>>

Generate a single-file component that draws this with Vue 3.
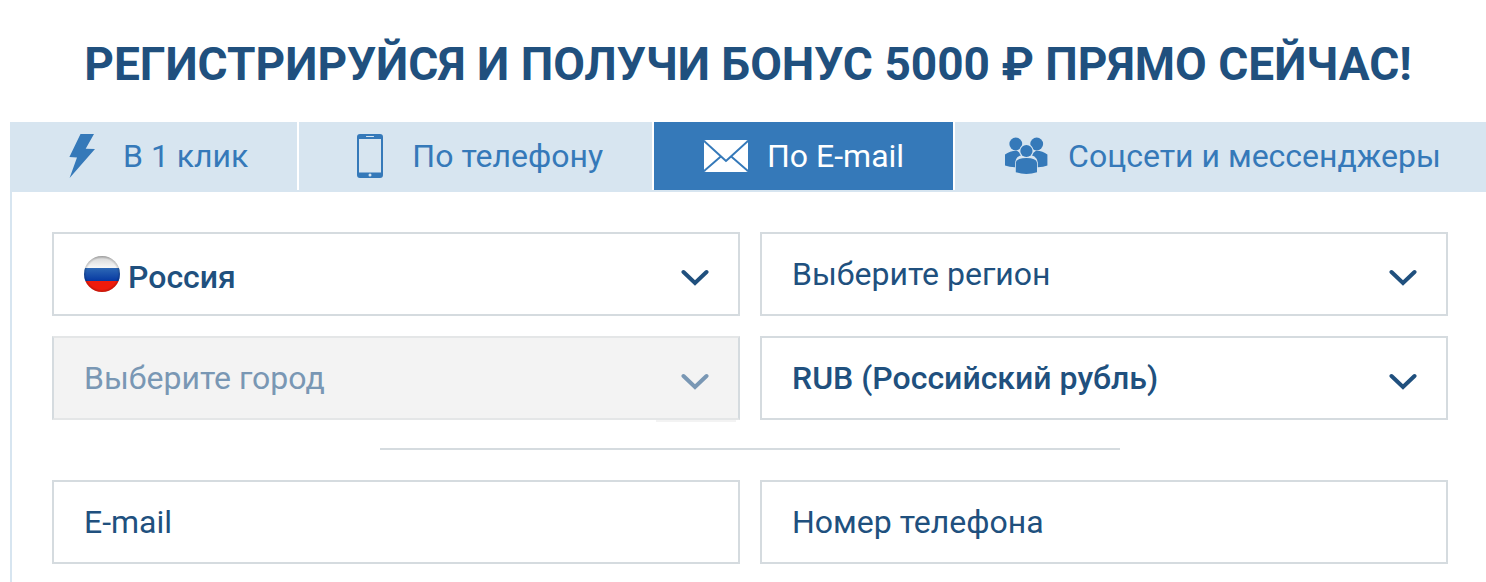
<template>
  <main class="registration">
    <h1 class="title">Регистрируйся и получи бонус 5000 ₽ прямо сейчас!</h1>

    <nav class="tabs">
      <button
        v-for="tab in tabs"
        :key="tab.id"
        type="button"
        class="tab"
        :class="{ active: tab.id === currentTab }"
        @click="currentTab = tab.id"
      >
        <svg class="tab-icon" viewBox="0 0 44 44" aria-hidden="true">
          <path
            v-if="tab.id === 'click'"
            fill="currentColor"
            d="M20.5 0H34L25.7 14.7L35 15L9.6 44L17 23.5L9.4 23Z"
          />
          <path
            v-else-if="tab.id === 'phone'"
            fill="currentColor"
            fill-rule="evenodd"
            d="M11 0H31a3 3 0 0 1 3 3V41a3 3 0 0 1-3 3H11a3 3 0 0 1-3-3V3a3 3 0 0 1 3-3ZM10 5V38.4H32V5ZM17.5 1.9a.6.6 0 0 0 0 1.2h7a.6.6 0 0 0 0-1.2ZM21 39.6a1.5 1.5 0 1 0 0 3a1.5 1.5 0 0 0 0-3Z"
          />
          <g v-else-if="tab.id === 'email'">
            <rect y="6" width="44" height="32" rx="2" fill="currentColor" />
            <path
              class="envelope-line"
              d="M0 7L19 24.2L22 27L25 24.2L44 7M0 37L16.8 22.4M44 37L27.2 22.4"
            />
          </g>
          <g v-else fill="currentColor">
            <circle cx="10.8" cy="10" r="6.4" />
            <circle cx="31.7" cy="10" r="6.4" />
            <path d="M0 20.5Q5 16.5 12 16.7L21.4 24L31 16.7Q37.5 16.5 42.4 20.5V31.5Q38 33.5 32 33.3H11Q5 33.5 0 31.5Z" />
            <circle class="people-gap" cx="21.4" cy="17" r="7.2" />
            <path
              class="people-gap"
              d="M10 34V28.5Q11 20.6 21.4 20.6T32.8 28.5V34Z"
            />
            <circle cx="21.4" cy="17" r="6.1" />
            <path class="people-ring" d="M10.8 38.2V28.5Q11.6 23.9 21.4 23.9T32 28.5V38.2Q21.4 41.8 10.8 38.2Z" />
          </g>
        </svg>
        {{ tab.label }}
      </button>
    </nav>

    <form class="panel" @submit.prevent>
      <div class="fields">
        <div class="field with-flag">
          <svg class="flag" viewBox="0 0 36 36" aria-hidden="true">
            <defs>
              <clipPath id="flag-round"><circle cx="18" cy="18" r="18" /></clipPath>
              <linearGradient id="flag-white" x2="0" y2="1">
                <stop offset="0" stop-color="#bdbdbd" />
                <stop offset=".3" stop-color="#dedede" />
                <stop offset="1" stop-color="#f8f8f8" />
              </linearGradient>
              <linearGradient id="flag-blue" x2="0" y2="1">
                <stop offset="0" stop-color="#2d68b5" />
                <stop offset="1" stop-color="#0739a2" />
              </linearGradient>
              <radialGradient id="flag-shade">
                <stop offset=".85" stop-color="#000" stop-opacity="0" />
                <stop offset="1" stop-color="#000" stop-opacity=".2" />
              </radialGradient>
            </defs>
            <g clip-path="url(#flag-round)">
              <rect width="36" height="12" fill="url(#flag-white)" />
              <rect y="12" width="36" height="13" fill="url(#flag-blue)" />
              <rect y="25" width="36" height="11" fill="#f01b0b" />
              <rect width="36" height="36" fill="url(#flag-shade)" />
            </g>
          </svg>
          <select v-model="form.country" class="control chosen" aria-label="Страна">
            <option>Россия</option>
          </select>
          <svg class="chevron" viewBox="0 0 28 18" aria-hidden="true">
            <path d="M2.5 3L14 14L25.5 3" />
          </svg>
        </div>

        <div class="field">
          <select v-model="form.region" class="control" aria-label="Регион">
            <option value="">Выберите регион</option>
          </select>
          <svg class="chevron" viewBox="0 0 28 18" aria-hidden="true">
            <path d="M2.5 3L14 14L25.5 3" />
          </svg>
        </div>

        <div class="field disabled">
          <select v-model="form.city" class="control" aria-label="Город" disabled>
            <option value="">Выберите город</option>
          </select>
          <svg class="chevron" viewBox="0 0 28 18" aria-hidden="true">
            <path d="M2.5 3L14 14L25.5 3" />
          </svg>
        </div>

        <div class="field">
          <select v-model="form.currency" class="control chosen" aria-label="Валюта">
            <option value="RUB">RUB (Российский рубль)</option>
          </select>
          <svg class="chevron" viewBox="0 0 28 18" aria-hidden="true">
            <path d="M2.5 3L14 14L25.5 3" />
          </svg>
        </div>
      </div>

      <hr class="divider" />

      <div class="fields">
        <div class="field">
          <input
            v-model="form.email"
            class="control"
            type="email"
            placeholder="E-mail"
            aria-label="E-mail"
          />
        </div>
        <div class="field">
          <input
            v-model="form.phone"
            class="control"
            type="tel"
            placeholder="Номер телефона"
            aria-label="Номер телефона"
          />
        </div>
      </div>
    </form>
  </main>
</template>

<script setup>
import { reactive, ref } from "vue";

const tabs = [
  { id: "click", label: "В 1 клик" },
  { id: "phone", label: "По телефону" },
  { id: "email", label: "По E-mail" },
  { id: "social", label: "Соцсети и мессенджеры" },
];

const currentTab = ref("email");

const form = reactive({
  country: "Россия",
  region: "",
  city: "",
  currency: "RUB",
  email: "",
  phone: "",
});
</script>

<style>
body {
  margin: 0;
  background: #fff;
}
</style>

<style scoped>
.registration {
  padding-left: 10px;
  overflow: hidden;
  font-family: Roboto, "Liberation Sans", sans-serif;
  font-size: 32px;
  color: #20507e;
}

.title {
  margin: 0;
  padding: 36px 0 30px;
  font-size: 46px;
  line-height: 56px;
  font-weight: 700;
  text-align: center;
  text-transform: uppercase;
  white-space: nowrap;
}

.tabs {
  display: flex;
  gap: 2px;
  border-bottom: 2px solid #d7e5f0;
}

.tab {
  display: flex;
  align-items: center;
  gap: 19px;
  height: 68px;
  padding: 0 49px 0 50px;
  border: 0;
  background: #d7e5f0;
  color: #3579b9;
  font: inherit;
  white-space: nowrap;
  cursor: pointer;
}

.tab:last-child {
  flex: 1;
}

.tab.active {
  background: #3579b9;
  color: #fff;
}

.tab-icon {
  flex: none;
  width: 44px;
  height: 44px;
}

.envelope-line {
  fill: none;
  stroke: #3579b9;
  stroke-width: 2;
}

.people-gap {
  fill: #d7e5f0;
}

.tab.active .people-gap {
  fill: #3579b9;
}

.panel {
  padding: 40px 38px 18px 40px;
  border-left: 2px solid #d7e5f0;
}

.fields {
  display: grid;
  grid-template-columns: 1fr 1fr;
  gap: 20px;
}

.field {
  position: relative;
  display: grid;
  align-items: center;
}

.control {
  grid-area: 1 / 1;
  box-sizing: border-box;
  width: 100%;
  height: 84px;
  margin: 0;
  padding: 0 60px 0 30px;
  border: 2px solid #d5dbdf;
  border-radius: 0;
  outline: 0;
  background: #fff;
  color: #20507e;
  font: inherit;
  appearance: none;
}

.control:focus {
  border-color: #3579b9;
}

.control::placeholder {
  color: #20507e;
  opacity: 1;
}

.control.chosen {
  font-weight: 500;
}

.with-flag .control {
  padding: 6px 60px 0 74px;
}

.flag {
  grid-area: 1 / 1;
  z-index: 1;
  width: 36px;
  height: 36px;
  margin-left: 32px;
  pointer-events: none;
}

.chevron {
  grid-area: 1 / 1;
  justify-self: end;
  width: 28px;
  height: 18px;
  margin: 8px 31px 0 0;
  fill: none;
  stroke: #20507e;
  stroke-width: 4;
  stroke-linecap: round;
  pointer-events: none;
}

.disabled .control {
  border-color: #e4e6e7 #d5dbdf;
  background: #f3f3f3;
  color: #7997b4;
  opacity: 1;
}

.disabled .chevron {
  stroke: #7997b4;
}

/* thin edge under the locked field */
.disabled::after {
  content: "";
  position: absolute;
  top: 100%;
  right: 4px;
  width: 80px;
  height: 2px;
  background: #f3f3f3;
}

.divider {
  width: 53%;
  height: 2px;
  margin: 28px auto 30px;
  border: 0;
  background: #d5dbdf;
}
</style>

<<

» **Aim**
Starting at the first line of the material, output exactly the lines up to and including the one with "5000 ₽ прямо сейчас!</h1>". Do not include the pictures.

» **Complete output**
Generate a single-file component that draws this with Vue 3.
<template>
  <main class="registration">
    <h1 class="title">Регистрируйся и получи бонус 5000 ₽ прямо сейчас!</h1>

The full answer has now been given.